WHAT THE EXERCISE ASKS: Copy the lines of the data below exactly, starting at the first and stopping after the line that contains "MoreHorizontal, RefreshCw, Cloud"; include no pictures.

DATA SEGMENT:
■ ■ ■ ■
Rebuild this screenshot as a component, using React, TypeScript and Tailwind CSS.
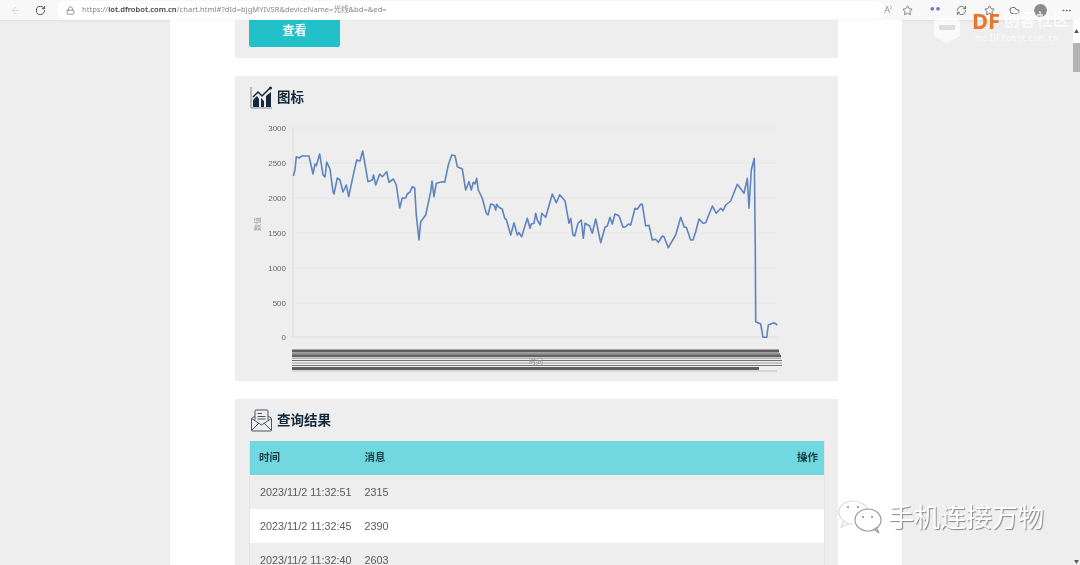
import { ArrowLeft, RotateCw, Lock, Star, MoreHorizontal, RefreshCw, Cloud } from "lucide-react";

const line =
  "294.3,176 296,170 297.3,156.7 300,158 303,156 310,156 314,174 316,164 317.3,165.7 320.7,154 324,175 326,177 327.7,162 331,169 334,191.7 335,194 338.3,178 341,180 344,192 347.3,185 349.7,196.7 355,171.7 357.7,160 361,161 363.7,151 369,181.7 373.3,180 374.5,175 376.7,185 380.7,174 383.3,176.7 387.7,171.7 390,182.3 394.3,179 397.3,185 400.7,208 403.3,198 406.7,198 408.3,194 411,192 413.3,186.7 415.7,188 417.3,215 420,240 421.7,221.7 426.7,215 431.7,191.7 433,181 435,196.7 437.3,183.3 443.3,181.7 445.7,182.3 449.3,165 452.7,155 456,155.7 458.3,166.7 463.3,169 466.7,190 470,181.7 472.3,190 474.3,182.3 476,184 477.7,178.3 479.3,190 483.3,198.3 487.3,213.3 489,215 491.7,204 495,205 496.7,210 497.7,204.3 500,207.3 503.3,209.3 505.7,218.3 507.3,219.5 511.7,235 515,222.7 518.3,235 520,232.7 522.7,236.7 528.3,218.3 531,228.3 532.3,224 535,223.3 536.7,213.3 538.3,220 541.3,225 542.7,213.3 546.7,217.3 553.3,194 557.3,202.7 560.7,194.7 566,200.7 570,223.3 571.7,218.3 574,235 575.7,236 579,223.3 582.3,220 584.3,238.3 586,223.3 590.7,226 593.3,233.3 596.7,219 601.7,242.7 606,227.3 608.3,226 611,217.3 613.3,224 616,214 620,215.7 624,227.3 626.7,226.7 629.3,224 631.7,225 636,208.3 638.3,209.3 641.7,204.3 643.3,204.3 646.7,226 650,225.3 653.3,240 656.7,239.3 659.3,242.3 663.3,236 665,236.7 669.3,247.7 676.7,235 681.7,217.3 685.3,227.3 687.3,227.3 691.7,240 694,240 696.7,231.7 700,219 704,223.3 706.7,222.7 713.3,206 717.3,213.3 721.7,208.3 724,210.7 726.7,205 731.7,201 738.3,184.3 745,193.3 748.3,178.3 750,208.3 752.3,170 755.3,158.3 756.3,250 756.7,321.7 761.7,324 764,337.3 767.7,337.3 769.3,325 775,322.7 778.3,325";

const ticks = [
  { label: "3000", y: 128 },
  { label: "2500", y: 163 },
  { label: "2000", y: 198 },
  { label: "1500", y: 233 },
  { label: "1000", y: 268 },
  { label: "500", y: 303 },
  { label: "0", y: 337 },
];

// the x axis labels overlap so much they read as a stack of dark stripes
const stripes = [
  { y: 351, w: 3, x2: 780, color: "#5c5c5c" },
  { y: 354, w: 1.5, x2: 781, color: "#707070" },
  { y: 356, w: 2.4, x2: 782, color: "#636363" },
  { y: 358.5, w: 0.8, x2: 782, color: "#a0a0a0" },
  { y: 360.5, w: 1.2, x2: 783, color: "#707070" },
  { y: 363, w: 0.8, x2: 783, color: "#8a8a8a" },
  { y: 365.5, w: 1.2, x2: 783, color: "#777777" },
  { y: 368.5, w: 3, x2: 760, color: "#606060" },
  { y: 371, w: 0.8, x2: 778, color: "#b5b5b5" },
];

const rows = [
  { time: "2023/11/2 11:32:51", value: "2315", bg: "bg-[#eeeeee]" },
  { time: "2023/11/2 11:32:45", value: "2390", bg: "bg-white" },
  { time: "2023/11/2 11:32:40", value: "2603", bg: "bg-[#eeeeee]" },
];

function ChartIcon() {
  return (
    <svg width="23" height="23" viewBox="0 0 23 23" fill="none">
      <path d="M1 1V22H22" stroke="#7f8c96" strokeWidth="1" />
      <path d="M3 21V14L7 10L9 13V21ZM11 21V12L14 15V21ZM16 21V10L21 6V21Z" fill="#14293c" />
      <path d="M3 11L8 6L12 10L20 2" stroke="#14293c" strokeWidth="1.5" />
      <circle cx="20.5" cy="2" r="1.5" fill="#14293c" />
    </svg>
  );
}

function MailIcon() {
  return (
    <svg width="23" height="23" viewBox="0 0 23 23" fill="none" stroke="#4a5660" strokeWidth="1">
      <path d="M1.5 9.5V21a1 1 0 0 0 1 1h18a1 1 0 0 0 1-1V9.5L18 7" />
      <path d="M5 7L1.5 9.5L11.5 16L21.5 9.5" />
      <path d="M5 11V2a1 1 0 0 1 1-1h11a1 1 0 0 1 1 1v9" />
      <path d="M1.500 21.500L9 14M21.500 21.500L14 14" />
      <path d="M7.500 4.500H12M7.500 7.500H15.500M7.500 10H15.500" />
    </svg>
  );
}

function WechatIcon() {
  return (
    <svg width="44" height="34" viewBox="0 0 44 34" fill="none" stroke="#dcdcdc" strokeWidth="1.2">
      <path d="M15 24C8 24 1 19 1 12S8 1 15 1s13 3.500 14.500 9" />
      <path d="M6 21L3 27L11 23.500" />
      <ellipse cx="30" cy="20" rx="13" ry="11" stroke="#9a9a9a" />
      <path d="M36 29L41 33L38 27" stroke="#9a9a9a" />
      <circle cx="10" cy="7" r="1" fill="#888888" stroke="none" />
      <circle cx="20" cy="7" r="1" fill="#888888" stroke="none" />
      <circle cx="25" cy="17" r="1" fill="#888888" stroke="none" />
      <circle cx="34" cy="17" r="1" fill="#888888" stroke="none" />
    </svg>
  );
}

function CardTitle({ title, icon }: { readonly title: string; readonly icon: React.ReactNode }) {
  return (
    <div className="flex h-[22px] items-center gap-[4px] pl-[1px]">
      {icon}
      <h2 className="text-[13.500px] font-bold text-[#14293c]">{title}</h2>
    </div>
  );
}

export default function App() {
  return (
    <div className="relative flex h-[565px] w-[1080px] flex-col overflow-hidden bg-[#eeeeee] font-['Noto_Sans','Noto_Sans_CJK_SC',sans-serif] blur-[0.35px]">
      {/* Browser toolbar */}
      <div className="flex h-[20px] shrink-0 items-center bg-[#f8f8f8] pl-[10px] pr-[8px] text-[#555555] shadow-[0_1px_2px_#dddddd]">
        <ArrowLeft size={11} className="text-[#d5d5d5]" />
        <RotateCw size={11} className="ml-[14px] text-[#444444]" />
        <div className="ml-[11px] flex h-[18px] w-[830px] items-center rounded-full bg-white pl-[9px]">
          <Lock size={9} className="text-[#777777]" />
          <span className="ml-[7px] text-[7.600px] text-[#888888]">
            https://<b className="font-semibold text-[#444444]">iot.dfrobot.com.cn</b>/chart.html#?dId=bjgMYIVSR&amp;deviceName=光线&amp;bd=&amp;ed=
          </span>
        </div>
        <span className="ml-[-1px] text-[9px] text-[#999999]">A⁾</span>
        <Star size={11} className="ml-[10px] text-[#777777]" />
        <span className="ml-[17px] text-[4px] tracking-[2px] text-[#7a70c8]">●●</span>
        <RefreshCw size={11} className="ml-[14px] text-[#666666]" />
        <Star size={11} className="ml-[17px] text-[#666666]" />
        <Cloud size={11} className="ml-[14px] text-[#555555]" />
        <span className="ml-[14px] h-[13px] w-[13px] rounded-full bg-[#8f8a8a]" />
        <MoreHorizontal size={11} className="ml-[14px] text-[#666666]" />
      </div>

      <div className="flex min-h-0 flex-1">
        <main className="ml-[170px] w-[732px] bg-white pl-[65px]">
          {/* Query card, cut off by the toolbar */}
          <section className="h-[38px] w-[603px] bg-[#eeeeee] pl-[14px]">
            <button className="flex h-[27px] w-[91px] items-center justify-center rounded-b-[2px] bg-[#22c0c8] pb-[6px] text-[12px] font-bold text-white">
              查看
            </button>
          </section>

          {/* Chart card */}
          <section className="mt-[18px] h-[305px] w-[603px] bg-[#eeeeee] pl-[14px] pt-[10px]">
            <CardTitle title="图标" icon={<ChartIcon />} />
            <svg width="540" height="258" viewBox="250 120 540 258" className="mt-[12px]">
              {ticks.map((tick) => (
                <g key={tick.label}>
                  <line x1="292" x2="778" y1={tick.y} y2={tick.y} stroke={tick.y === 337 ? "#dddddd" : "#e6e6e6"} strokeWidth="1" />
                  <text x="287" y={tick.y + 3} textAnchor="end" fontSize="8" fill="#666666" fontFamily="Liberation Sans, sans-serif">
                    {tick.label}
                  </text>
                </g>
              ))}
              <line x1="294" x2="294" y1="128" y2="338" stroke="#dddddd" />
              <text x="263" y="226" fontSize="7" fill="#999999" textAnchor="middle" transform="rotate(-90 261 226)" fontFamily="Noto Sans CJK SC, sans-serif">
                数值
              </text>
              {stripes.map((stripe) => (
                <line key={stripe.y} x1="293" x2={stripe.x2} y1={stripe.y} y2={stripe.y} stroke={stripe.color} strokeWidth={stripe.w} />
              ))}
              <text x="537" y="364" fontSize="7" fill="#999999" textAnchor="middle" fontFamily="Noto Sans CJK SC, sans-serif">
                时间
              </text>
              <polyline points={line} fill="none" stroke="#5f84bd" strokeWidth="1.6" strokeLinejoin="round" />
            </svg>
          </section>

          {/* Results card */}
          <section className="mt-[18px] w-[603px] bg-[#eeeeee] pl-[14px] pt-[10px]">
            <CardTitle title="查询结果" icon={<MailIcon />} />
            <table className="mt-[10px] w-[576px] table-fixed border-l border-r border-[#e4e4e4] font-['Liberation_Sans','Noto_Sans_CJK_SC',sans-serif] text-[10.800px]">
              <thead>
                <tr className="h-[34px] bg-[#70d8de] text-[10.500px] font-bold text-[#1d3c44]">
                  <th className="w-[115px] pl-[9px] text-left">时间</th>
                  <th className="text-left">消息</th>
                  <th className="pr-[6px] text-right">操作</th>
                </tr>
              </thead>
              <tbody className="text-[#5a5a5a]">
                {rows.map((row) => (
                  <tr key={row.time} className={`h-[34px] ${row.bg}`}>
                    <td className="whitespace-nowrap pl-[10px]">{row.time}</td>
                    <td>{row.value}</td>
                    <td />
                  </tr>
                ))}
              </tbody>
            </table>
          </section>
        </main>

        {/* Scrollbar */}
        <div className="ml-auto flex w-[7px] flex-col items-center bg-[#eeeeee] text-[5px] leading-none text-[#555555]">
          <div className="flex h-[23px] w-full items-center justify-center bg-white">▲</div>
          <div className="h-[29px] w-full bg-[#b2b2b2]" />
          <div className="mt-auto pb-[1px]">▼</div>
        </div>
      </div>

      {/* Site watermark */}
      <div className="absolute left-[934px] top-[8px] flex items-start gap-[12px]">
        <svg width="26" height="28" viewBox="0 0 26 28" className="mt-[7px]">
          <path d="M13 0L26 6V21L13 28L0 21V6Z" fill="#ffffff" fillOpacity="0.7" />
          <rect x="5" y="10" width="16" height="5" fill="#dddddd" />
        </svg>
        <div className="mt-[2px] leading-none">
          <div className="flex items-center text-[16.500px] font-bold leading-[20px]">
            <span className="text-[22px] text-[#e9742d]">DF</span>
            <span className="ml-[3px] text-white/70">创客社区</span>
          </div>
          <div className="ml-[3px] mt-[4px] text-[8px] tracking-[0.5px] text-white/70">mc.DFRobot.com.cn</div>
        </div>
      </div>

      {/* WeChat account watermark */}
      <div className="absolute left-[838px] top-[500px] flex items-center gap-[6px]">
        <WechatIcon />
        <span className="text-[26px] leading-none text-white [text-shadow:1px_1px_1px_#888888]">手机连接万物</span>
      </div>
    </div>
  );
}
■ ■ ■ ■
FINISHED ANSWER:
Rebuild this screenshot as a component, using React, TypeScript and Tailwind CSS.
import { ArrowLeft, RotateCw, Lock, Star, MoreHorizontal, RefreshCw, Cloud } from "lucide-react";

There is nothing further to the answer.